One aspect of satellite-based alert and rescue that we haven't discussed is that in 1994 the space component of the system didn't include the high-altitude orbits that the system has today. Today there are no more analog beacons, and the lower frequencies borrowed from aviation are no longer supported. Since all beacons are GPS-equipped today, you only have to detect the signal. The signal contains digitally-encoded information such as the registered owner of the beacon (so you know who's in trouble) and the GPS location of the beacon (so you know where to send help). This can be done these days, with some difficulty, even from geostationary orbit, so the entire Earth's surface can be monitored continuously with only three satellites. To be sure, the modern satellite network consists of these, plus spacecraft at lower altitudes for redundancy. But nominally the current system can instantly localize a transmitter as soon as it begins transmitting.
Back in the 1990s, however, only mid- and low-altitude spacecraft were used, and the beacon signal did not include location because the beacon had no way of knowing where it was. The mid-altitude spacecraft (which were also weather-monitoring satellites) had a reasonably large footprint and could detect signals within a few minutes. But only the low-altitude spacecraft could localize the signal. When the satellite is in a higher orbit, the RF analysis methods of localizing the signal source with respect to the satellite ground track are not very accurate. This is a consequence of the physics involved. Only the LEO satellites could localize a transmission with accuracy good enough to dispatch rescue units.
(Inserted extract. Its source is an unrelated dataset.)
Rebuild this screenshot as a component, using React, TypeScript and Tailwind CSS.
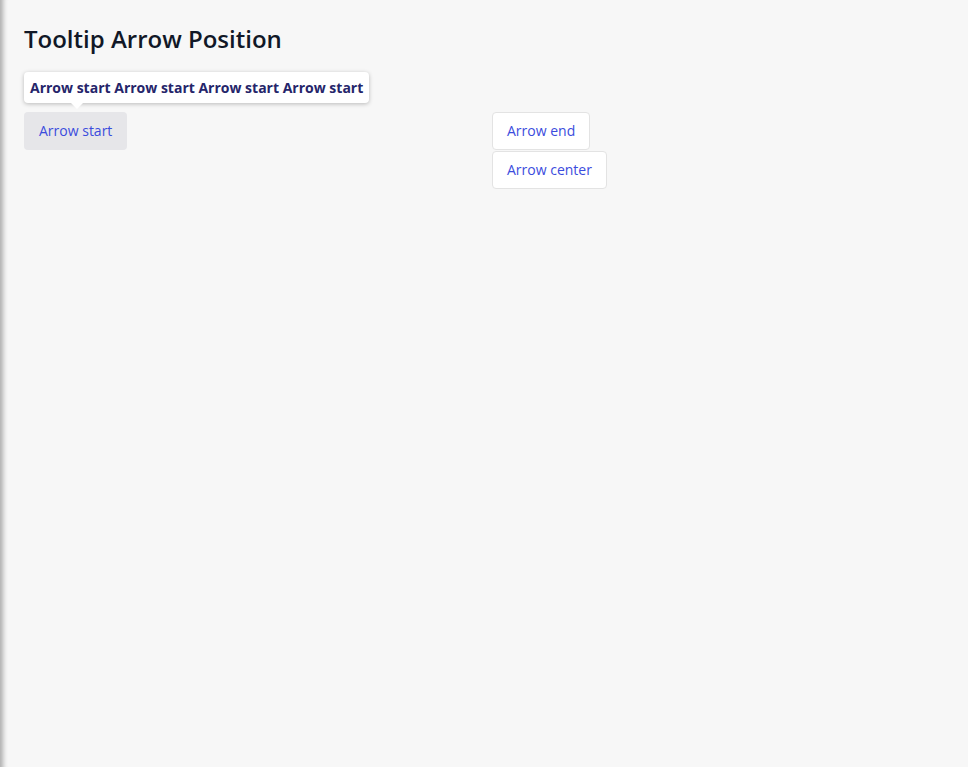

But LEO satellites have a very small footprint, which is why they have to be placed in different orbital planes. And there weren't enough satellites in each plane to provide continuous monitoring for all areas left and right of the ground track. And the rotation of the Earth through the various orbital planes means you have spotty coverage. For extreme latitudes, you had only the COSPAS spacecraft in near-polar orbits. Depending on your location, it would take up to hours for there to be an LEO satellite flyover to localize the signal.
That's the extreme example. In practice you would still always have a significant delay. So to rely upon COSPAS-SARSAT as the primary mayday signal in 1994 would have been daft. It's a far second place to actually talking to someone nearby on VHF/UHF radio and giving them your position. We've been laying some heavy blame on the officers and crew for not activating their EPIRBs. But, depending on judgment and procedures in place, it's not inconceivable that the officers simply thought that EPIRBs and satellite location were superfluous at the time since they were in interactive communication with the potential rescuers themselves.